The hero is one Mack Bolan – sometimes
know as the Executioner.
Not to be confused with Marc Bolan obviously. "You’re not really going out in public in those shoes are you Marc?"
Mack Bolan is the creation of Don Pendleton
– and if online sources are to be believe he’s appeared in 600 novels. Pendleton sold the rights somewhere along the
line, and a crew of lesser scribes evidently took over.
Don Pendleton |
Mack Bolan gets around: Cambodia, Soho,
Beirut, and does a lot of killing with a very big gun. To be fair most of the really violent action of
Hollywood Hell takes place in Topanga
and Pasadena, and the writer (who isn’t named, though somebody called Mike
Newton is given “special thanks” on the copyright page) doesn’t put a whole lot
of effort into giving a sense of place, but there is one strangely evocative
description – of walking in Hollywood – almost certainly on Hollywood
Boulevard:
“The hunter (that
would be Bolan) parked his rental car upwind, deciding to walk. He noted there seemed to be no continuity among
the people he encountered in this neighborhood of sleazy bars and
businesses. Along the short block’s walk
he met a human of every race and gender.
“Men
in stylish business suits looked sheepish or defensive as they caught his eye:
the punks, decked out in leather with their spiky hair dyed every color of the
rainbow, tended toward defiance seasoned with a dash of apathy.

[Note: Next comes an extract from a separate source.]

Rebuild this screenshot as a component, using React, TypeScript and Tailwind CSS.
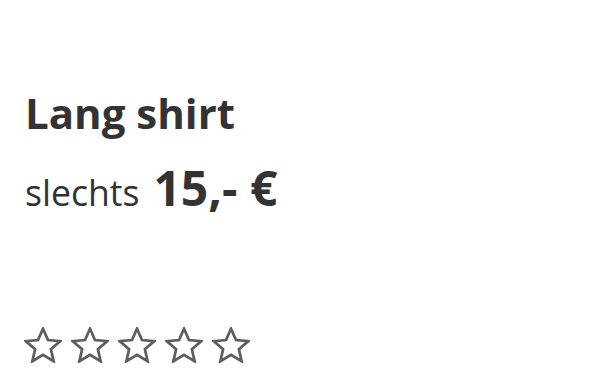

A macho body-builder type paraded past him,
hand in hand with his diminutive bearded lover.
“Across the street
a stoned guitarist played for the amusement of some black youths dressed in street-gang
colors, and a wino occupied the vacant doorway next to his objective, grumbling
fitfully in alcoholic slumber.”
All of which
sounds vaguely appealing, like a cultural and ethnic rainbow coalition, where everybody’s
learned to just get along, which might be the very reason so many waifs and
strays end up on Hollywood Boulevard, although Mack Bolan takes a different
view.
I walk along
Hollywood Boulevard all the time and of course I see waifs and strays, and
sometimes their interactions with cops, which in general seem to be a lot less
antagonistic than you might imagine. I
remember seeing one tough-looking kid, maybe in his late teens, being asked by
a cop, “How long you been out here?”
The kid replied, “Been
out this time for ten days. Been on the
street since I was 12.”
In Hollywood just
about everybody knows how to deliver a good line.
And because I’m
one of those scavengers who picks up unconsidered trifles when he walks the
street, I found this:
It’s a piece of
rather expensive cardboard packaging, dense with layers of writing by different
hands, not all the words legible, some of it a birthday greeting to Ringo
Starr, some a description of street life of Hollywood waifs and strays. The best I can make out says: - “I want my
best Hollywood house now - my safe place 2 sleep” – “How many guys have my phones” – “Pinup
poster girl & everyone keeps stealing my stuff” – there’s also something I can’t
quite make out about sleeping outside and finding the sprinklers suddenly
turned on.
It’s better
written, more moving, more eloquent than anything to be found in Hollywood Hell.